▽

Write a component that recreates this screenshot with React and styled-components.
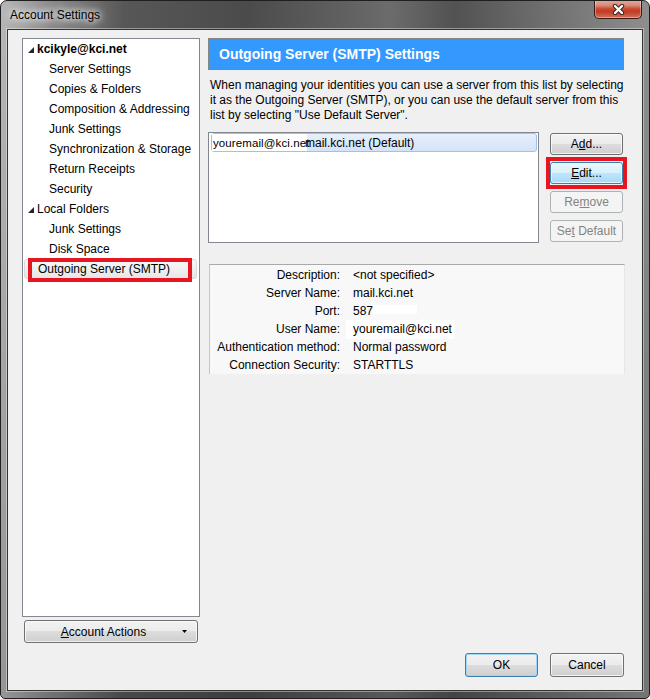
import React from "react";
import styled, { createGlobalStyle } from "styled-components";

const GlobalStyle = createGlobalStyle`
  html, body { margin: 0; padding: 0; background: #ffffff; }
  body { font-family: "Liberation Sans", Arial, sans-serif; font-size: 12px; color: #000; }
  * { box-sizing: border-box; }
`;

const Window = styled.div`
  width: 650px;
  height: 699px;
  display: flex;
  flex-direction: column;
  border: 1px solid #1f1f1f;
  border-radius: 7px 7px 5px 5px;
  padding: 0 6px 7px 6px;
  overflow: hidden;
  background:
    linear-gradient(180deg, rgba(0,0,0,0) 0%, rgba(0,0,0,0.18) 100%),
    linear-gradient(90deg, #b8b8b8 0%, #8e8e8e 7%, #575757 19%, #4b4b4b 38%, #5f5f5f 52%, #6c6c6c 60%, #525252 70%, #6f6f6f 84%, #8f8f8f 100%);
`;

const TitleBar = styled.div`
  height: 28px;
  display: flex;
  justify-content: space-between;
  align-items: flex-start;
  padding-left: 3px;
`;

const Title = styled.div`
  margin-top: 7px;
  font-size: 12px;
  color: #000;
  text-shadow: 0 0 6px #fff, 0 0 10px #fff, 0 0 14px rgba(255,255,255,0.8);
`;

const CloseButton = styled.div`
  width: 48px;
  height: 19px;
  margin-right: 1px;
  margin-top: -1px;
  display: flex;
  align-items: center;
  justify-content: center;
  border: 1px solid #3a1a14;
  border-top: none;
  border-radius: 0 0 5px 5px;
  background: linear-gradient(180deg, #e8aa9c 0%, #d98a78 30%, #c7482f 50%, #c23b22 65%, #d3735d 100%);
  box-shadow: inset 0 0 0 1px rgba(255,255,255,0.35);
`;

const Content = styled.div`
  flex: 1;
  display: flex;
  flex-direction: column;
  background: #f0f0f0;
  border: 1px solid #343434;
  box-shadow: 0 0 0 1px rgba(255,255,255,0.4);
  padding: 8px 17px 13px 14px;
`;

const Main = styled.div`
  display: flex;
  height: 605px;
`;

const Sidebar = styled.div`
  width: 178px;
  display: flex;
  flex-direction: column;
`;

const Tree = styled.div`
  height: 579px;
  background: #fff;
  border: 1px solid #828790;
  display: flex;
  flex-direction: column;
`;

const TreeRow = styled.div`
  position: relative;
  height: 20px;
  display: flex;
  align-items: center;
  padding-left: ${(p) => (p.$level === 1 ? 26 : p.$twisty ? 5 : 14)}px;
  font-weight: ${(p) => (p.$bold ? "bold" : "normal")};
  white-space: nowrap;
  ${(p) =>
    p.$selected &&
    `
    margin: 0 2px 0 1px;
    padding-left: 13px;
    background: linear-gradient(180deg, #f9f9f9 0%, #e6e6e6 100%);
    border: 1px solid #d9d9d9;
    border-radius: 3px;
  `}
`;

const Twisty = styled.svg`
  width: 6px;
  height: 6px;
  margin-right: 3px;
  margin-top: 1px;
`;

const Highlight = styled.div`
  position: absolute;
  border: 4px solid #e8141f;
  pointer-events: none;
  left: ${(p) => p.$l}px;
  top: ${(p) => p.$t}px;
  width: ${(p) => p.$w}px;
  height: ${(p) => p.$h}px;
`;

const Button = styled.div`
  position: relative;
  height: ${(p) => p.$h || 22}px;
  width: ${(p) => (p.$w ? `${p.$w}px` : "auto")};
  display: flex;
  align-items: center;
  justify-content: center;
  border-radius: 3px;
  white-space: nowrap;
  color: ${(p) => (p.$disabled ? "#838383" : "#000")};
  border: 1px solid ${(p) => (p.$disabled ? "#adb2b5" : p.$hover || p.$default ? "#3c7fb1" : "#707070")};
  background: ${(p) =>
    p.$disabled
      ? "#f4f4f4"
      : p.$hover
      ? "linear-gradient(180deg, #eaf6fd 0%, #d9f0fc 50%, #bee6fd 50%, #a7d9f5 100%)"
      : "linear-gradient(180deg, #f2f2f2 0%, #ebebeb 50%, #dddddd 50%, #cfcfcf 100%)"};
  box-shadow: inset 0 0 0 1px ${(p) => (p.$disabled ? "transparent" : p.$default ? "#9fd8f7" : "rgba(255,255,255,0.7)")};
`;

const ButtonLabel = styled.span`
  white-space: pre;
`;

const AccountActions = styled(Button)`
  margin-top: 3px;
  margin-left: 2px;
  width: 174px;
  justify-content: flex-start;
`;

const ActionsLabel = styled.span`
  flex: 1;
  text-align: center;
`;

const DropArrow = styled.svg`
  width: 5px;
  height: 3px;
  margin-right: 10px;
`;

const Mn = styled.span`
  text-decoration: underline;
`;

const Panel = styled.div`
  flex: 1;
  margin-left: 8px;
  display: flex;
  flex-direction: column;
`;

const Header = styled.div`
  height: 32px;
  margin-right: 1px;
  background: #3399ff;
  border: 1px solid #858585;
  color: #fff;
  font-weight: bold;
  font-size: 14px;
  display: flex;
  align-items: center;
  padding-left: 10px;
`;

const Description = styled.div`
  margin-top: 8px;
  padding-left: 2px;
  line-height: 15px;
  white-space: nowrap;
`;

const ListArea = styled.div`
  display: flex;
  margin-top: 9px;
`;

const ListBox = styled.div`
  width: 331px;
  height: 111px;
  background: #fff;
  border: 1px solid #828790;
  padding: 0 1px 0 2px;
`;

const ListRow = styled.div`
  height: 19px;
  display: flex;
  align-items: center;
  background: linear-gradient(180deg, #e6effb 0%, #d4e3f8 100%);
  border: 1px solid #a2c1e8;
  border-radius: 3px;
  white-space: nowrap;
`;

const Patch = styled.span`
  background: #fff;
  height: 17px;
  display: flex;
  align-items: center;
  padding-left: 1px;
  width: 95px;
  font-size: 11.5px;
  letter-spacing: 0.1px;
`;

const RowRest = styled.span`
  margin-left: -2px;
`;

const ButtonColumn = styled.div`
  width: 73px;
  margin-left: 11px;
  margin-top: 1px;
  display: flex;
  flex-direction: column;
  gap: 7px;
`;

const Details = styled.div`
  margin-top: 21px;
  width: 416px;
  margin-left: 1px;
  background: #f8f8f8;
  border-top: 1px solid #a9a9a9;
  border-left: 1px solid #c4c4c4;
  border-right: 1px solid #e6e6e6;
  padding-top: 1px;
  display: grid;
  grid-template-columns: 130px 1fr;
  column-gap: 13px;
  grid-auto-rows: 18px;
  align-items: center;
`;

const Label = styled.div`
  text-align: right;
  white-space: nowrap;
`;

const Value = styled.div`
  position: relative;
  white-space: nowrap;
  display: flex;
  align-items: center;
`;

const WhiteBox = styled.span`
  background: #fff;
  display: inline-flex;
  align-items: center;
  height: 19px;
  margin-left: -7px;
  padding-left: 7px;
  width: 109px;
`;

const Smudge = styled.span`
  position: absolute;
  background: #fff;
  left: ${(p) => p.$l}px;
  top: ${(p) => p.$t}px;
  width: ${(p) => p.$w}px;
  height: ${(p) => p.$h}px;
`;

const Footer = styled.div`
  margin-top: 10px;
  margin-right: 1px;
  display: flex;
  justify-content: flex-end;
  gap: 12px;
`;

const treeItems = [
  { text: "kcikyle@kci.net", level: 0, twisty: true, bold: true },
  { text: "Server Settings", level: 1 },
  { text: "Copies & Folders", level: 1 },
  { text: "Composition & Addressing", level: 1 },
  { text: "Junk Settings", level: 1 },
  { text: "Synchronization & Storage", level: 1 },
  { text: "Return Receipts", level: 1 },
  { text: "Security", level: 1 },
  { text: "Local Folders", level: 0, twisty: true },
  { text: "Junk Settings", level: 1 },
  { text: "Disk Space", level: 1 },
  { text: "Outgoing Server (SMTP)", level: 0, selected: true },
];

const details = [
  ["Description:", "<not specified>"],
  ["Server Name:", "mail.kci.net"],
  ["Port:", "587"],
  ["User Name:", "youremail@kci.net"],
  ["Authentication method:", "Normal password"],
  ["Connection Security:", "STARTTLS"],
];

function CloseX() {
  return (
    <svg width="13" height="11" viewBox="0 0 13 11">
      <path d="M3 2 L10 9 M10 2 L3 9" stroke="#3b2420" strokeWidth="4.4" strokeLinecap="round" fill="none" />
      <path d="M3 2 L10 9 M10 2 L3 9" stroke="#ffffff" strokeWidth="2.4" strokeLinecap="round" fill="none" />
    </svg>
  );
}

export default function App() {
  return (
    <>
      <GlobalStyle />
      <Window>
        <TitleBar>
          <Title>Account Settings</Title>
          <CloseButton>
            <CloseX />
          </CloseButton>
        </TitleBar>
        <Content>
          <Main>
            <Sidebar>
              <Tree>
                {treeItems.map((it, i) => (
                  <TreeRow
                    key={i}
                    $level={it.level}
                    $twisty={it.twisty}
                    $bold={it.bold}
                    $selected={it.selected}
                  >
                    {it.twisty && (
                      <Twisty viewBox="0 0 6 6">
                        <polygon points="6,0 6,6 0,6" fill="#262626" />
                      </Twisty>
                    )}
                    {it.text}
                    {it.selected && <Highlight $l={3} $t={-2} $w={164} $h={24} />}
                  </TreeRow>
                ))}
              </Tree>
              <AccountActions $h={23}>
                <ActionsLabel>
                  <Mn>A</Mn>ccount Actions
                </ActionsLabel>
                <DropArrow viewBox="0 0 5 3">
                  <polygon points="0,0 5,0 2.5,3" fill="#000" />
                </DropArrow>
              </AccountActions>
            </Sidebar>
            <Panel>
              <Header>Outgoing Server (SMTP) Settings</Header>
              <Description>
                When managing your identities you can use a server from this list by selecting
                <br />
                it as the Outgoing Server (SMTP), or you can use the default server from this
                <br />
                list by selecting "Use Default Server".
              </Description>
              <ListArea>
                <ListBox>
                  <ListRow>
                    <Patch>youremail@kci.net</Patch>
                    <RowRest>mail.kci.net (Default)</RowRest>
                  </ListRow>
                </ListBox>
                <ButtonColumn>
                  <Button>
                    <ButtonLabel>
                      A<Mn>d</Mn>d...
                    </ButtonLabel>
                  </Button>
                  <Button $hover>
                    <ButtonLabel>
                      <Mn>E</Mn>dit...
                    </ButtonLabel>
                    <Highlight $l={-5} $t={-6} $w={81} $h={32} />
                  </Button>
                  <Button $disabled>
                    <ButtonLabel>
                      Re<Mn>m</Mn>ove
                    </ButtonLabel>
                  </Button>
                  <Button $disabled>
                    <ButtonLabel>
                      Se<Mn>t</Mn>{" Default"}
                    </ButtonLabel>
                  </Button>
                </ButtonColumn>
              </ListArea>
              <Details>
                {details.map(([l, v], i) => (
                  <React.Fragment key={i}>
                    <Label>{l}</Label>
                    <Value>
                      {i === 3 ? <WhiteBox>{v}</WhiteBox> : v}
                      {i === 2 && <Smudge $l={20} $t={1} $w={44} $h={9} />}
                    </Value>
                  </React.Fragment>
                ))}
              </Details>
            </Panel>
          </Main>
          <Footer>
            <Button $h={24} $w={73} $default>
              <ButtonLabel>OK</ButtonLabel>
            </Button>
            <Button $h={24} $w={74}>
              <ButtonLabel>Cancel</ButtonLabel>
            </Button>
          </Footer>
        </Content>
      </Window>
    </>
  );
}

△

:: WHAT TO WORK ON ::
Report every line in the data above in which the word "React" appears.

:: RESPONSE TO THIS EXERCISE ::
Write a component that recreates this screenshot with React and styled-components.
import React from "react";
                  <React.Fragment key={i}>
                  </React.Fragment>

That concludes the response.